I replaced my init system with GNU Shepherd

Why? For fun of course.

How it started

I’ve tried GNU Guix a few times, and I’ve always found it to be a very interesting project. For those who aren’t familiar, Guix is similar to Nix; It is a package manager and operating system (built on top of the package manager). It’s declaratively configured similar to Nix, module based, and offers similar reproducibility that Nix does. However the community is much smaller by comparison for a number of reasons (such as being terminally afraid of freedom and… <clutches pearls> copyleft licenses!).

Despite having returned to another distribution that I’m more comfortable with, I kept thinking about whether or not it would be possible to use Shepherd outside of the Guix distribution. I thought about it more and more, realizing that I’m probably the only person wondering this; so I decided to do it myself.

The process

1: What’s the bare minimum I need?

The first step was identifying what my current init system’s capabilities were; on Void linux, (Runit)[https://smarden.org/runit] is the supported service manager and init system. I started by writing Shepherd services based on the existing services I was using. Services such as NetworkManager, getty on at least 6 tty’s, DBUS, etc.

2: What’s the first thing that happens on boot?

I knew that Runit was starting a set of numbered shell scripts to handle early things like mounting pseudo-filesystems, applying the needed keyboard layout, bringing up the network interfaces, and creating volatile temporary directories; so I started implementing theses scripts on my own.

3: Where does Shepherd come in?

Well, If I just make a shell script called init, place it where it needs to be, and have it execute the early boot scripts; then I can just have it hand over the process to Shepherd with exec.

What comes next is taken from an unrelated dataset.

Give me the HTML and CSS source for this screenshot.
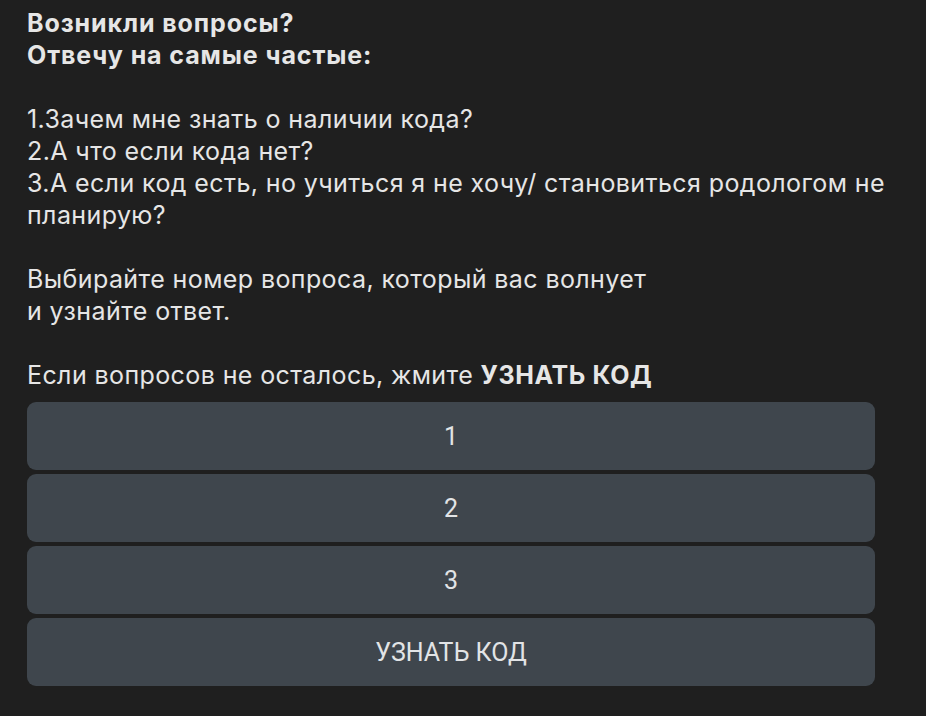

4: Putting the rest of puzzle pieces together

The trial and error phase begins; power on my laptop, examine the status of my services, modify the configuration, reboot. Things were very functional in even the first iteration, but I wasn’t really happy with it yet, it needed more polishing. After continuous iteration through the course of about 3 days, and things not only worked well, but I’d even made them look nice as well.

So, what’s it like?

It just works I suppose, it does it’s job. I haven’t ran into any obvious service management problems over the weeks that I’ve been using it. The command line tool herd for interacting with Shepherd is very comfortable as well. It supports the things you would expect; enable/disable, start/stop, reload, but it also has some neat functionality like the doc and graph subcommands. doc allows you to view descriptions of a service and/or it’s actions, and graph outputs data in dot format (usable with programs like GraphViz), so that you can inspect the dependencies of services on your system.

How about the language?

I’ve grown fond of lisp-like languages over the years, and I’ve especially began to like Guile scheme. It may not be the most normal way to configure a service manager, but now that I’ve really given it a proper chance, I see the appeal.

(define dbus
  (service '(dbus dbus-daemon) ;; it can be called by either name listed here
    #:documentation "System IPC Framework" ;; this would show up for 'herd doc dbus'
    #:start (make-forkexec-constructor '("dbus-daemon" "--system" "--nofork"))
    #:stop (make-kill-destructor)
    #:respawn? #t)) ;; It'll be respawned if it dies

(register-services (list dbus))
(start-service dbus)

This is essentially the life-cycle of a service in Shepherd, definition, registration and running. Or you can put all of your services into a list and run them all at once:

(define services
  (list udev
        dbus
        network-manager
        sshd
        elogind
        polkit
        syslog-ng))

;; register them all
(register-services services)

(map start-service services)

Not sold on Shepherd?

Yeah, that’s okay; it’s obvious to even a nerd like myself that it isn’t for everyone. I wrote this all and documented my journey, but not really as a way to convince anyone to use it. I had little to no resources to work with when trying to figure this out. It’s typical of service managers like this to not have documentation about how it might be adapted to a system; instead the typical sentiment is something similar to:

Don’t try to install this on your system! It will break it!

Im sure for many people this is a sensible warning, but for those like myself, it would be nice to have something like this:

Well, if you’re gonna do it anyway, here are some tips/ideas

With all that being said, I wanted to provide something for anyone who follows to have something to reference. I know I would’ve appreciated it. The reference materials I put together are on my github page.